O single é retirado do primeiro EP homónimo, lançado em 2016, que depois, com mais outro disco, compilou no ano seguinte como seu álbum de estreia. São, no total, 21 temas, mais de uma hora de música. Coisa pouca, portanto. H.E.R acredita que o limite de um artista é desenhado “pela própria imaginação” enquanto se vive dentro de uma canção. E ao dar tanto valor a esse processo, afirma, tanto a artista quanto quem a ouve uma verdadeira transformação acerca de si: “Enquanto mulheres, passamos por muito das mesmas coisas. Todas saímos magoadas.
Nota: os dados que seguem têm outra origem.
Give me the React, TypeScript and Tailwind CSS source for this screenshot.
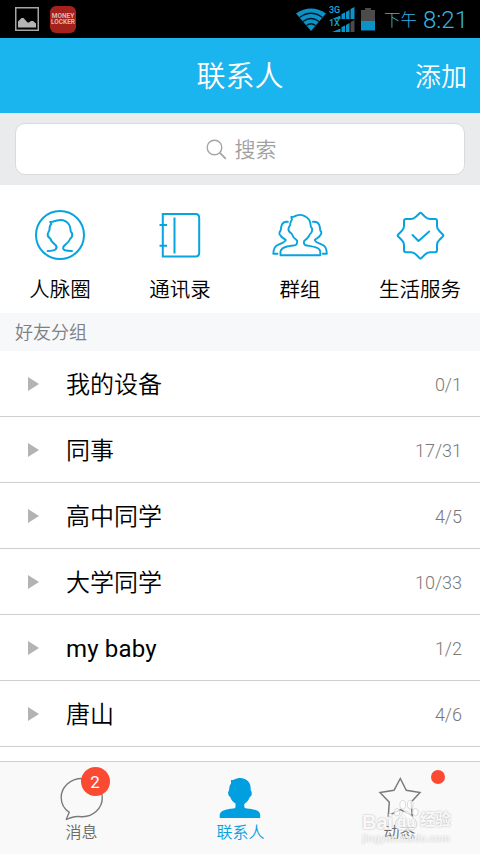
import type { ReactNode } from "react";

interface Group {
  name: string;
  count: string;
}

const groups: Group[] = [
  { name: "我的设备", count: "0/1" },
  { name: "同事", count: "17/31" },
  { name: "高中同学", count: "4/5" },
  { name: "大学同学", count: "10/33" },
  { name: "my baby", count: "1/2" },
  { name: "唐山", count: "4/6" },
];

function SignalBars({ label, last }: { label: string; last: string }) {
  return (
    <div className="relative h-[12px] w-[26px]">
      <svg width="26" height="12" viewBox="0 0 26 12" fill="#0a93c9">
        <path d="M3 12 11.500 8.500V12z" />
        <path d="M12.500 7 16 5.500V12h-3.500z" />
        <path d="M17 5 20.500 3v9H17z" />
        <path d="M21.500 2 25.500 0v12h-4z" fill={last} />
      </svg>
      <span className="absolute -top-[1px] left-0 text-[9px] leading-[9px] font-medium text-[#19a5dd]">{label}</span>
    </div>
  );
}

function StatusBar() {
  return (
    <div className="flex h-[38px] items-center bg-black">
      <svg className="ml-[15px]" width="24" height="24" viewBox="0 0 24 24">
        <rect x="0.750" y="0.750" width="22.500" height="22.500" fill="none" stroke="#a5a5a5" strokeWidth="1.500" />
        <path d="M3 20.500v-6l3.500-3.500h2l4 4.500h1.500l2-1.500h2l3 2.500v4z" fill="#b4b4b4" />
      </svg>
      <div className="ml-[11px] flex h-[27px] w-[26px] flex-col items-center justify-center rounded-[6px] bg-[#a5211c] text-[6.500px] leading-[6px] font-bold text-[#d9b8b5]">
        <span>MONEY</span>
        <span>LOCKER</span>
      </div>

      <svg className="ml-[220px]" width="30" height="23" viewBox="0 0 30 23" fill="none">
        <path d="M0 5.500Q15-4.500 30 5.500L15 23z" fill="#0a93c9" />
        <path d="M3.500 9.500Q15 1 26.500 9.500M7 13.500Q15 7.500 23 13.500M10.500 17.500Q15 14 19.500 17.500" stroke="#02161f" strokeWidth="1.300" />
      </svg>
      <div className="ml-[3px] flex h-[25px] w-[26px] flex-col gap-[1px]">
        <SignalBars label="3G" last="#0a93c9" />
        <SignalBars label="1X" last="#4b4b4b" />
      </div>
      <svg className="ml-[6px]" width="14" height="23" viewBox="0 0 14 23">
        <path d="M0 2h4V0h6v2h4v11H0z" fill="#4b4b4b" />
        <path d="M0 13h14v9.500H0z" fill="#0a93c9" />
      </svg>
      <span className="mt-[4px] ml-[9px] text-[16.500px] leading-[20px] font-light text-[#33b5e5]">下午</span>
      <span className="mt-[1px] ml-[6px] text-[24px] leading-[28px] font-[350] text-[#33b5e5]">8:21</span>
    </div>
  );
}

function CircleIcon() {
  return (
    <svg width="50" height="50" viewBox="0 0 50 50" fill="none" stroke="#08a4e0" strokeWidth="2" strokeLinecap="round" strokeLinejoin="round">
      <circle cx="25" cy="25" r="24" />
      <path d="M12.700 41C17 41 19 40.500 20.500 39.500C22 38 22 36.500 20.500 35C18 33 16 31.500 15.300 28.500C13 27 12.200 25 13 23C13.500 21.500 14.500 21 14.500 19.500C14.500 17 15 15 16.300 14L15.300 12C18 12 20 11 22 10.500C27 9.300 31.500 11 34 14.500C35.800 17 35 19.500 36 22C37.500 23 37.500 25 36.800 27C36.200 28 35 28.500 34.500 30C33.500 32.500 31 34 29 36C27.500 37.500 28 39.500 30 40.300C32 41 34.500 41 37 41" />
    </svg>
  );
}

function BookIcon() {
  return (
    <svg width="44" height="48" viewBox="0 0 44 48" fill="none" stroke="#08a4e0" strokeWidth="2">
      <path d="M4.800 3H37.500Q41.200 3 41.200 7V41.500Q41.200 45.500 37.500 45.500H4.800zM16.500 6.500V42.500M1.500 14H9M1.500 34.800H9" />
    </svg>
  );
}

function PeopleIcon() {
  return (
    <svg width="56" height="46" viewBox="0 0 56 46" fill="none" stroke="#08a4e0" strokeWidth="1.900" strokeLinecap="round" strokeLinejoin="round">
      <path d="M8.500 43.200V39.500C9 36.500 12 35.300 15 34.500C18.500 33.500 22 33.800 24 32.800C25.500 31.500 25.300 30 25 28.500C22.500 26.500 20.500 24.500 19.500 21.500C17 20 16 17.500 16.800 15.500C17.500 14 18.500 13.500 18.300 11.500C18.500 9.500 19.300 8.500 20 7.500L19.300 5C21 5.300 23 4 25 3.300C30 2 35 4.300 37.300 8C38.800 10.500 38.300 13 39 15C40.700 16.500 40.200 19 39.300 20.700C38 21.500 37.500 23 37 24C36 26 34 27.500 32.300 28.800C31.700 30.500 31.500 32 33 33C36.500 34 41 34 44.500 35.700C47 36.500 48.300 38.500 48.300 40.500V43.200z" />
      <path d="M15.800 9.800C13 9.500 11 10.500 10 12.500C9 14.500 9 16.500 8.700 18.500C7 20 7 22.500 8.500 23.500C9.500 25.500 12 26.500 13.800 28C13 30.500 9 31.200 6 32.800C2.500 34 1.500 37 1.300 41.700H5.500" />
      <path d="M41 9.800C44 9.500 46 10.500 47 12.500C48 14.500 48 16.500 48.300 18.500C50 20 49.500 22.500 48 23.500C47 25.500 44.500 26.500 42.800 28C43.500 30.500 47.500 31.200 50.500 32.800C54 34 54.700 37 54.800 41.700H50.800" />
    </svg>
  );
}

function ServiceIcon() {
  return (
    <svg width="49" height="49" viewBox="0 0 49 49" fill="none" stroke="#08a4e0" strokeWidth="2" strokeLinecap="round" strokeLinejoin="round">
      <path d="M23.500 2.200Q24.500 1.200 25.500 2.200L29 5.700Q31 8 34 8H39Q41 8 41 10V15Q41 18 43.300 20L46.800 23.500Q47.800 24.500 46.800 25.500L43.300 29Q41 31 41 34V39.300Q41 41.300 39 41.300H34Q31 41.300 29 43.500L25.500 47Q24.500 48 23.500 47L20 43.500Q18 41.300 15 41.300H10Q8 41.300 8 39.300V34Q8 31 5.700 29L2.200 25.500Q1.200 24.500 2.200 23.500L5.700 20Q8 18 8 15V10Q8 8 10 8H15Q18 8 20 5.700z" />
      <path d="M16.500 24 22.500 30 33.200 20.500" />
    </svg>
  );
}

const shortcuts: { label: string; icon: ReactNode }[] = [
  { label: "人脉圈", icon: <CircleIcon /> },
  { label: "通讯录", icon: <BookIcon /> },
  { label: "群组", icon: <PeopleIcon /> },
  { label: "生活服务", icon: <ServiceIcon /> },
];

function Watermark() {
  return (
    <div className="absolute top-[37px] left-[362px] w-[96px] font-['Liberation_Sans','Noto_Sans_CJK_SC',sans-serif] text-white/90">
      <div className="flex h-[34px] items-center text-[20px] leading-[24px] font-bold [text-shadow:0_0_2px_#aaa]">
        <span className="mt-[12px] w-[31px]">Bai</span>
        <div className="relative h-[34px] w-[26px]">
          <svg width="26" height="34" viewBox="0 0 27 36" fill="#fff" fillOpacity="0.750" stroke="#cfcfcf" strokeWidth="0.800">
            <ellipse cx="4" cy="14" rx="3" ry="4" />
            <ellipse cx="10" cy="6" rx="3" ry="4.500" />
            <ellipse cx="18" cy="6" rx="3" ry="4.500" />
            <ellipse cx="23.500" cy="14" rx="3" ry="4" />
            <path d="M13.500 13C9 13 9 18 5 21C0 25 2 33 8 33C11 33 16 33 19 33C25 33 27 25 22 21C18 18 18 13 13.500 13z" />
          </svg>
          <span className="absolute top-[13px] left-[4px] text-[15px] leading-[20px]">du</span>
        </div>
        <span className="mt-[8px] ml-[1px] text-[15.500px]">经验</span>
      </div>
      <div className="text-[10px] leading-[12px] font-bold text-white/70 [text-shadow:0_0_2px_#c4c4c4]">jingyan.baidu.com</div>
    </div>
  );
}

function TabBar() {
  return (
    <div className="relative flex h-[93px] border-t border-[#cfcfcf] bg-[#f9f9f9] text-[16px] leading-[20px] font-[350] text-[#6a6a6a]">
      <div className="flex w-[163px] flex-col items-center pt-[14px]">
        <div className="relative">
          <svg width="48" height="46" viewBox="0 0 48 46" fill="none" stroke="#7b7b7b" strokeWidth="1.400" strokeLinejoin="round">
            <path d="M11.300 36.300C5.500 32.500 3.200 27 3.200 21.500C3.200 11 12.500 2.500 24 2.500C35.500 2.500 44.300 11 44.300 21.500C44.300 32.500 35 41 24 40.700C21 40.300 19 40.300 16.500 40.700C13.500 41.300 11 42 8.300 43.500C9 41 9.800 39.800 11.300 36.300z" />
          </svg>
          <span className="absolute -top-[9px] left-[23px] flex size-[29px] items-center justify-center rounded-full bg-[#fa4b32] text-[17px] font-normal text-white">2</span>
        </div>
        <span className="mt-[1px]">消息</span>
      </div>
      <div className="flex w-[155px] flex-col items-center pt-[15px] text-[#08a0de]">
        <svg className="-ml-[2px]" width="44" height="45" viewBox="0 0 44 45" fill="#009fe0">
          <path d="M1.700 41V38C2 34.500 6 33 10 32.300C13 31.500 17 32 17.500 30.300V26.500C15 25 13 23 12.300 20C10 18.500 9.300 15.500 11 13.500C11.500 11 11 9 13 6.500L13 3C15.500 3.500 17 1.700 20 1.200C26.500 0 32 4 32.500 9.500L32.800 13.500C34.500 15.500 34 19 31.800 20C30.800 23 29 25 26.300 27V30.300C27.500 32 31 31.500 34.500 32.300C38.500 33 42 34.500 42.200 38V41z" />
        </svg>
        <span className="mt-[1px]">联系人</span>
      </div>
      <div className="flex w-[162px] flex-col items-center pt-[14px] pl-[1px]">
        <svg width="44" height="46" viewBox="0 0 44 46" fill="none" stroke="#7b7b7b" strokeWidth="1.500">
          <path d="M22.300 2.500 28.300 14.300 42 16.500 33 26.300 34.300 39.800 22.300 33.700 10.300 39.800 11.300 26.300 2 16.500 16 14.300z" />
        </svg>
        <span className="mt-[1px]">动态</span>
      </div>
      <span className="absolute top-[8px] left-[431px] size-[14px] rounded-full bg-[#fa4b32]" />
      <Watermark />
    </div>
  );
}

export default function App() {
  return (
    <div className="flex h-[854px] w-[480px] flex-col overflow-hidden bg-white font-[Roboto,'Noto_Sans_CJK_SC',sans-serif]">
      <StatusBar />

      <header className="grid h-[75px] grid-cols-[1fr_auto_1fr] items-center bg-[#1ab4ee] pt-[2px] font-[350] text-white">
        <span />
        <h1 className="text-[29px] leading-[40px]">联系人</h1>
        <button className="pr-[13px] text-right text-[26px] leading-[40px]">添加</button>
      </header>

      <div className="h-[72px] bg-[#eaebed] px-[15px] pt-[10px]">
        <div className="flex h-[52px] items-center justify-center rounded-[10px] border border-[#d9dadc] bg-white pl-[2px] text-[#a0a0a0]">
          <svg className="mr-[8px]" width="21" height="21" viewBox="0 0 21 21" fill="none" stroke="#a5a5a5" strokeWidth="1.400">
            <circle cx="8.500" cy="8.500" r="7.300" />
            <path d="M13.700 13.700 19.800 19.800" strokeWidth="1.800" />
          </svg>
          <span className="mt-[2px] text-[21px] leading-[28px] font-[350]">搜索</span>
        </div>
      </div>

      <div className="grid h-[128px] shrink-0 grid-cols-4">
        {shortcuts.map((item) => (
          <div key={item.label} className="flex flex-col items-center pt-[22px]">
            <div className="flex h-[56px] items-center">{item.icon}</div>
            <span className="mt-[12px] text-[20.500px] leading-[30px] font-[350] text-black">{item.label}</span>
          </div>
        ))}
      </div>

      <div className="h-[38px] shrink-0 bg-[#f7f8fa] pl-[15px] text-[18px] leading-[40px] font-[350] text-[#808080]">好友分组</div>

      <ul className="h-[410px] shrink-0 bg-white">
        {groups.map((group) => (
          <li key={group.name} className="flex h-[66px] items-center border-b border-[#cfcfd1] pr-[18px] pl-[28px]">
            <svg width="11" height="14" viewBox="0 0 11 14" fill="#b3b3b3">
              <path d="M0 0 11 7 0 14z" />
            </svg>
            <span className="mt-[1px] ml-[27px] flex-1 font-['Noto_Sans','Noto_Sans_CJK_SC',sans-serif] text-[24px] leading-[32px] font-[350] text-black">
              {/[a-z]/.test(group.name) ? <span className="font-[Roboto] font-normal tracking-[0.150px]">{group.name}</span> : group.name}
            </span>
            <span className="mt-[1px] text-[18px] font-[350] text-[#787878]">{group.count}</span>
          </li>
        ))}
      </ul>

      <TabBar />
    </div>
  );
}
Por isso, o meu objectivo era criar uma voz comum com uma mensagem com que mulheres e homens se pudessem identificar”, disse à revista americana Interview Magazine.

Neste primeiro trabalho com nome próprio, as músicas deambulam entre o etéreo e para sempre romântico lado da compositora, como em “Free” e “Avenue”, e o dramatismo e o descarado libidinoso de momentos como “Hopes Up”, “Focus” e “Say It Again”. “Música no geral – mas especialmente o r&b – tem de ser honesta e penso que isso se tem perdido honestamente: as histórias, as emoções reais, e toda a dor. É suposto ser o rhythm and blues e a parte do blues talvez se tenha perdido ao longo do tempo”. Insubstituível na criação deste corpo de trabalho é a priorização do instinto de prevalecer. Isto para que este lado vulnerável nunca abandone, não seja dominado ou não ceda à razão lógica dos pensamentos e da ordem natural do inevitável. “Não precisas de saber quem está a mandar a mensagem para a receber”, diz ainda à revista NOW: com frases como esta percebemos facilmente que ainda há muita dor que derramar em H.E.R. Não interromperemos a tristeza. Não mexeremos na sua humanidade, caso contrário estamos a pôr em causa um grande processo de superação – e um grande talento também.